Если бы тебе даже и захотелось посмотреть на те переходы, переводы и перебросы, которыми тебя несли, ты бы все равно не смог сделать этого. Ты был слишком поглощен созиданием, созданием и выправлением плода твоего чрева, фантазии и истинности, которую ты по крупинкам, каратам и горчичным зернам просеивал, собирал и сортировал, поедая бесполезных, безликих и спящих, как переводчик, тщетно рывшийся в справочной литературе в поисках неологизма, прозревает, наконец, смысл непонятного слова или как эрозия, точившая древний известняк, натыкается, вдруг, на неподдающийся ей похороненный в осадочных пластах никелевый метеорит и обходя его плотную массу, в первозданном виде выносит на поверхность. Ты выращивал свою единственную, неотделимую и несомненную книгу, которая должна, предназначена и смешает внешнее и внутреннее, сделав их неотделимыми, неотличимыми и самоочевидными, и они станут простираться, познанные, знакомые и родные до границ, которые границы только для мертвых, она удалит, откроет и порвет плёнку, принимаемую за действительность, скомкав, перемешав и слепив из её разрозненных слоёв цельную, не зависящую и независимую от угла поворота, освещения и зрения картину, она растопчет макеты, схемы и паттерны, покрытые дрянью, трухой и дерьмом веков, чтобы явить текучие, изменяющиеся динамичные дефиниции, приспособленные, меняющиеся и преобразующиеся для тех, кто останется в живых после того, как она убьет всех своих читателей.
Твоё тело же, давно, в своих мыслимых, немыслимых и несанкционированных путешествиях побывало здесь и ему не были в новинку, диковинку, и разминку бессчетные палаты, в которых лежали, прикованные, привязанные и приколоченные за руки, за ноги и за гениталии зеки, чтобы они не могли по привычке, обыкновению и манерности заниматься перманентным онанизмом. Твое тело посещало, присутствовало и наблюдало, как в комнатах предродовой подготовки, страховки и шифровки пузатых арестантов мажут зеленкой, йодом и фосфором. Оно надзирало, озирало и разглядывало, как в операционных беспокойствах, волнениях и тревогах острожникам распарывают, рассекают и вскрывают их набухшие, напрягшиеся и вспучившиеся животы.
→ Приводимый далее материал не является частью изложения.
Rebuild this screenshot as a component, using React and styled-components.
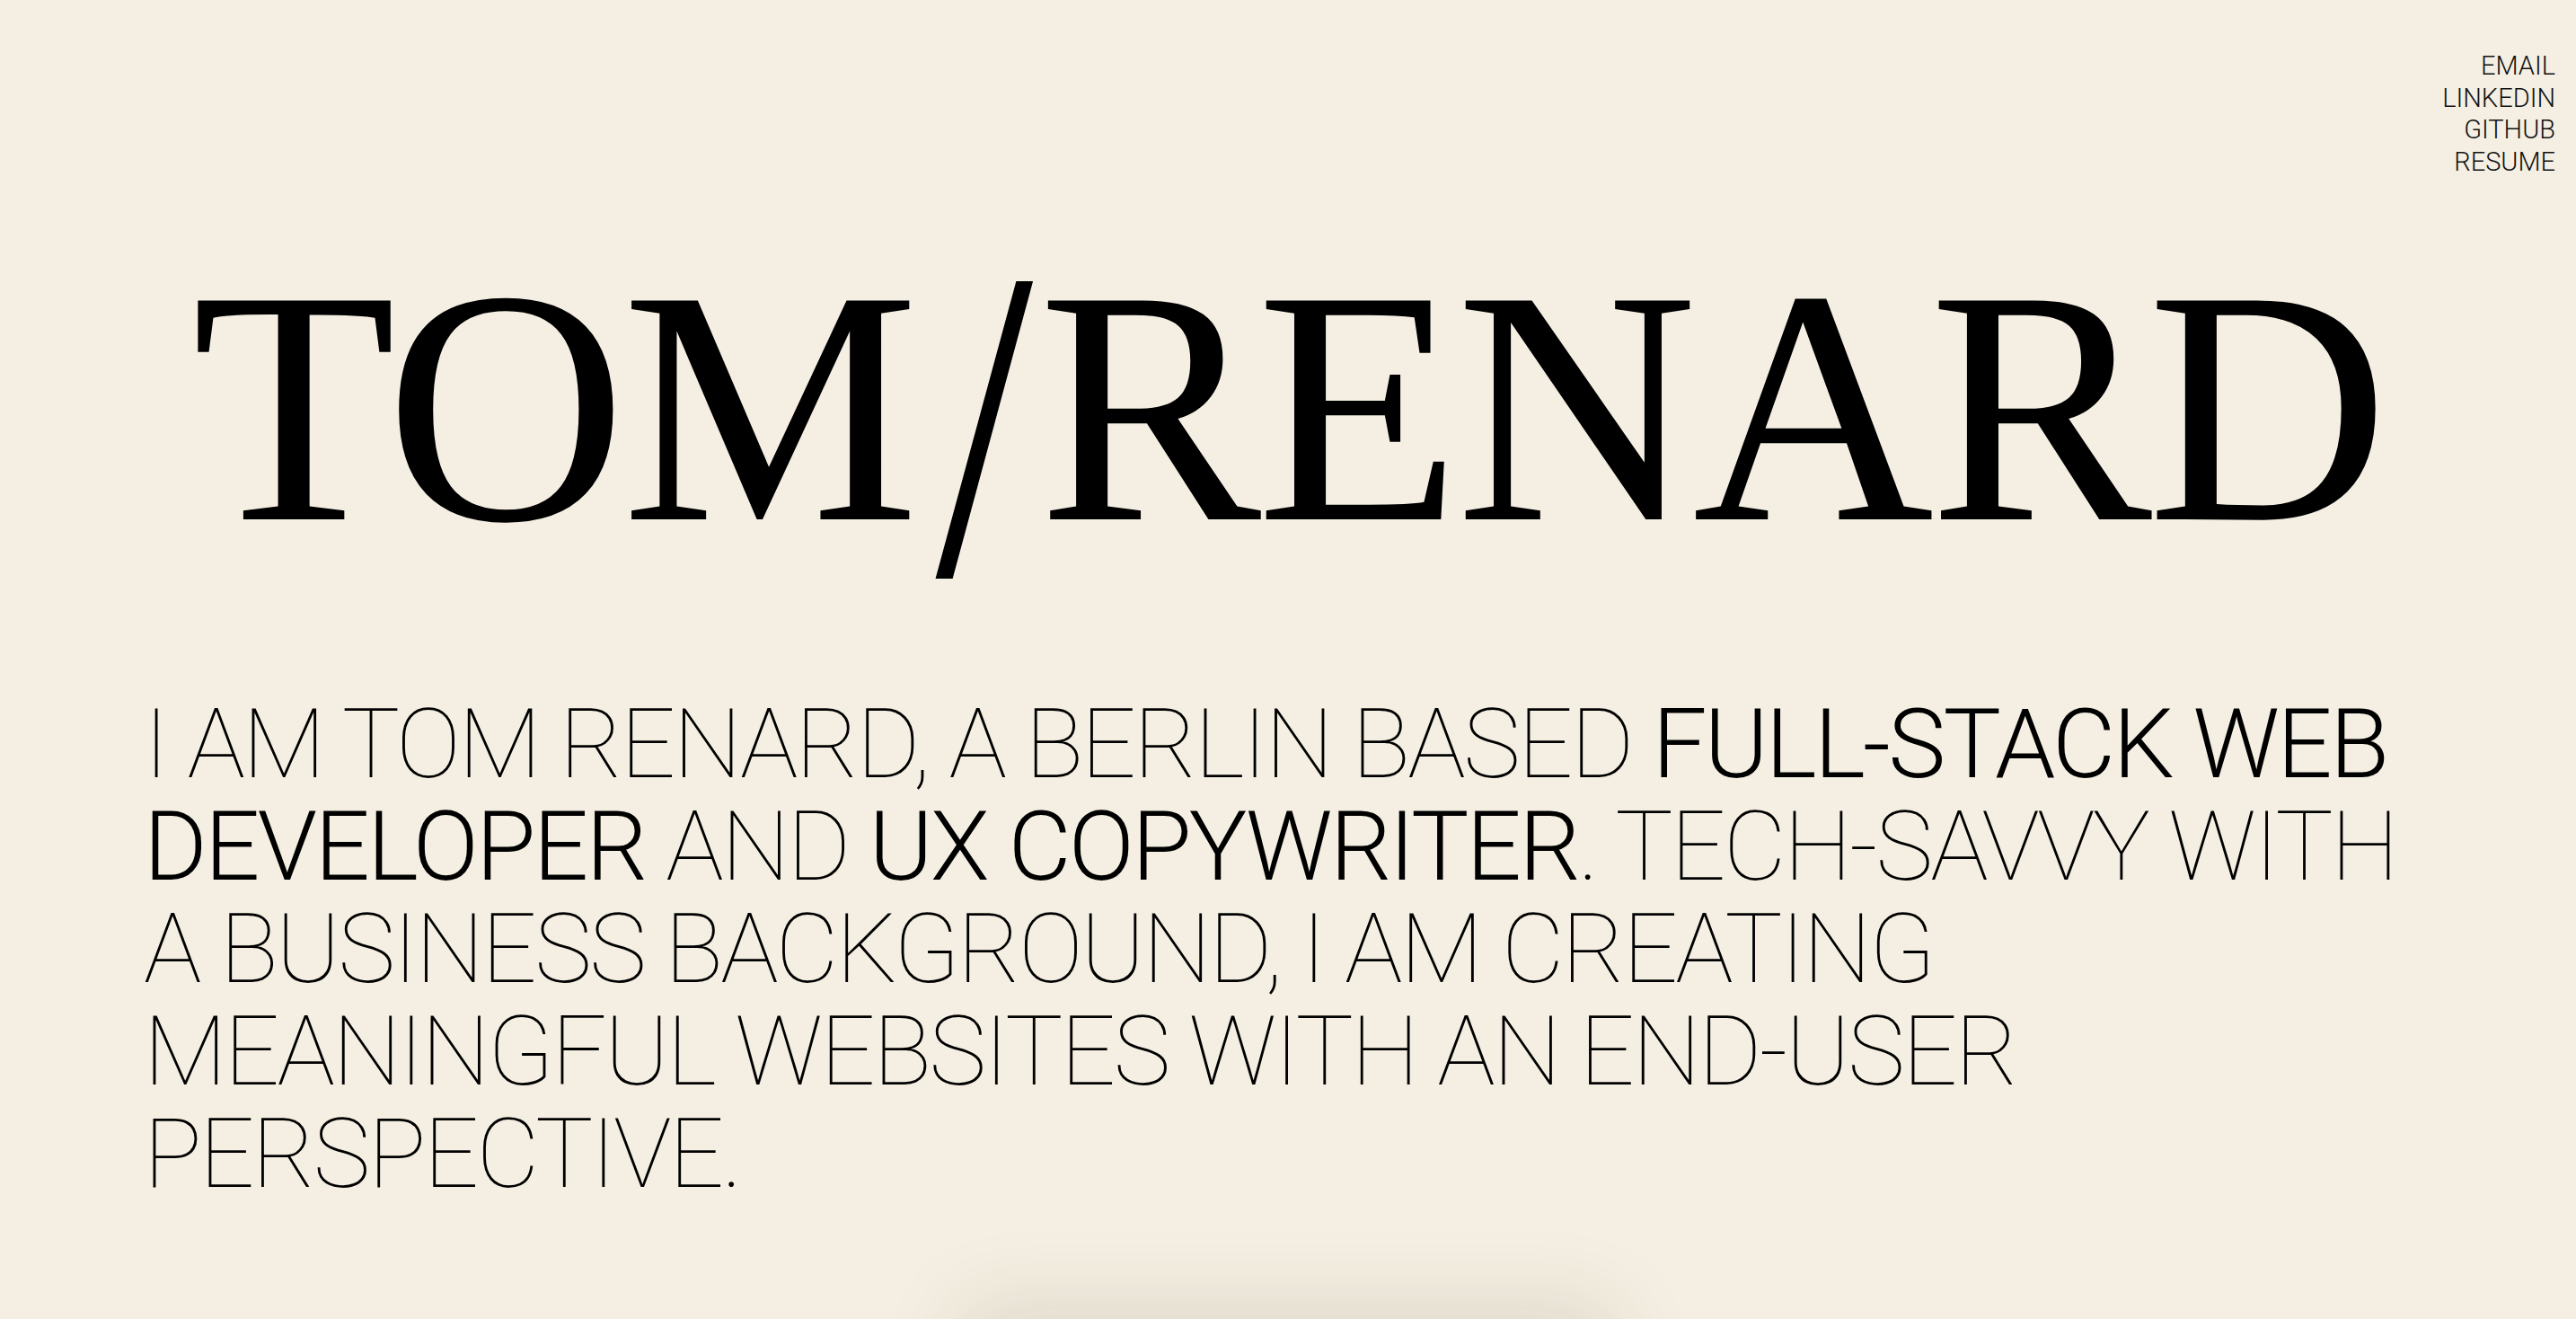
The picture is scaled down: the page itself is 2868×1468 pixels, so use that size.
import React from 'react';
import styled, { createGlobalStyle } from 'styled-components';

const GlobalStyle = createGlobalStyle`
  html, body {
    margin: 0;
    padding: 0;
    background: #f4efe2;
  }
  body {
    font-family: Roboto, 'Liberation Sans', sans-serif;
    color: #000;
  }
`;

const Hero = styled.section`
  position: relative;
  height: 100vh;
  overflow: hidden;
  background: #f4efe2;
`;

const Nav = styled.nav`
  display: flex;
  flex-direction: column;
  align-items: flex-end;
  padding: 56px 23px 0 0;
`;

const NavLink = styled.a`
  font-family: Roboto, 'Liberation Sans', sans-serif;
  font-weight: 300;
  font-size: 29px;
  line-height: 35.7px;
  color: #111;
  text-decoration: none;
  text-transform: uppercase;
`;

const Title = styled.h1`
  margin: 68px 0 0;
  text-align: center;
  font-family: 'Liberation Serif', 'Times New Roman', serif;
  font-weight: 400;
  font-size: 372px;
  line-height: 1;
  letter-spacing: -0.014em;
  color: #000;
`;

const Slash = styled.span`
  display: inline-block;
  margin: 0 14px 0 26px;
  transform: translateY(20px) scale(1.05, 1.33);
`;

const Intro = styled.p`
  margin: 132px 0 0;
  padding: 0 160px;
  font-family: Roboto, 'Liberation Sans', sans-serif;
  font-weight: 100;
  font-size: 108px;
  line-height: 114px;
  letter-spacing: -0.026em;
  text-transform: uppercase;
  white-space: nowrap;
`;

const Strong = styled.span`
  font-weight: 300;
`;

const NextCard = styled.div`
  position: absolute;
  top: 100%;
  left: 50%;
  width: 700px;
  height: 400px;
  transform: translateX(-50%);
  box-shadow: 0 0 90px 10px rgba(60, 50, 20, 0.13);
`;

const links = ['Email', 'LinkedIn', 'GitHub', 'Resume'];

export default function App() {
  return (
    <>
      <GlobalStyle />
      <Hero>
        <Nav>
          {links.map((l) => (
            <NavLink key={l} href="#">{l}</NavLink>
          ))}
        </Nav>
        <Title>
          TOM<Slash>/</Slash>RENARD
        </Title>
        <Intro>
          I am Tom Renard, a Berlin based <Strong>full-stack web</Strong>
          <br />
          <Strong>developer</Strong> and <Strong>UX copywriter</Strong>. Tech-savvy with
          <br />
          a business background, I am creating
          <br />
          meaningful websites with an end-user
          <br />
          perspective.
        </Intro>
        <NextCard />
      </Hero>
    </>
  );
}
Оно следило, просматривало и обозревало как медбратья в белых, зеленых и синих бушлатах, шинелях и маскхалатах извлекают, выдирают и достают из колодников кровати на колесах и копытах, с локотниками и локтями, с бирками и бурдюками, стулья на равных, разных и образных ножках, с обивкой из обоев, левкоев и надоев, со спинками, шинками и вечеринками, столы без столешниц, шифера и фланели, зато с канделябрами, крокозябрами и космонавтами. Оно бывало на складах, судах и пересудах, где решались, создавались и раздавались рожденные предметы, прецеденты и газеты. Оно, случалось, оказывалось и подвизалось и там, где хранились, забрасывались и гнили удивительные, несуразные и не нашедшие применения, хозяина и владельца предметы, абстракции и развлечения. Ему были доступны, известны и ведомы и те казематы, где зеки рождали вампиров с молочными, сахарными и ванильными зубами, дриад с аллергией на пыльцу, траву и листья, эльфов с косоглазием, рахитом и слабоумием. Ему доводилось посещать и те места, зоны и веси, где уничтожали, препарировали и заспиртовывали совершенно бредовые, увечные и секретные существа, приспособления и разпособления, их смеси, переплетения и окрошки, которые в изобилии, в припрыжку и потоком порождали забеременевшие заключенные.
– Все мы отчасти водоросли, отчасти лошади, отчасти мошки. Ты, безусловнейший мой Содом Капустин, глух как треска и поэтому я буду тебе врать, как на духу.
Врач-пренатолог подступил к тебе, как ползущий по стеклу геккон делает очередной шаг, приближающий его к бьющемуся об окно мотыльку, или как непредсказуемый снег, покрывший финиковые пальмы и банановые плантации, являет собой нрав царствующей в дальних землях зимы, прикованному к логическому, проктологическому и урологическому креслу. Он распахнул цветастый макинтош в вишнях, яблоках и грушах, поглаживая, побалтывая и наматывая на штопор, шлямбур и сверло свой растроённый в центре, по краям и у головки член.
– Все мы когда-то были рождены из околоплодных вод, брошены в воду жизни и когда-нибудь мы все утонем в Стиксе. Так, промолчи же ты, наконец, мне, как мы можем относиться к тем, по чьему произволу мы попали в этот безмудрый мир, где нас едят, убивают и насилуют, не спрашивая ни позволения, ни согласия, и, даже, не глядя в глаза!?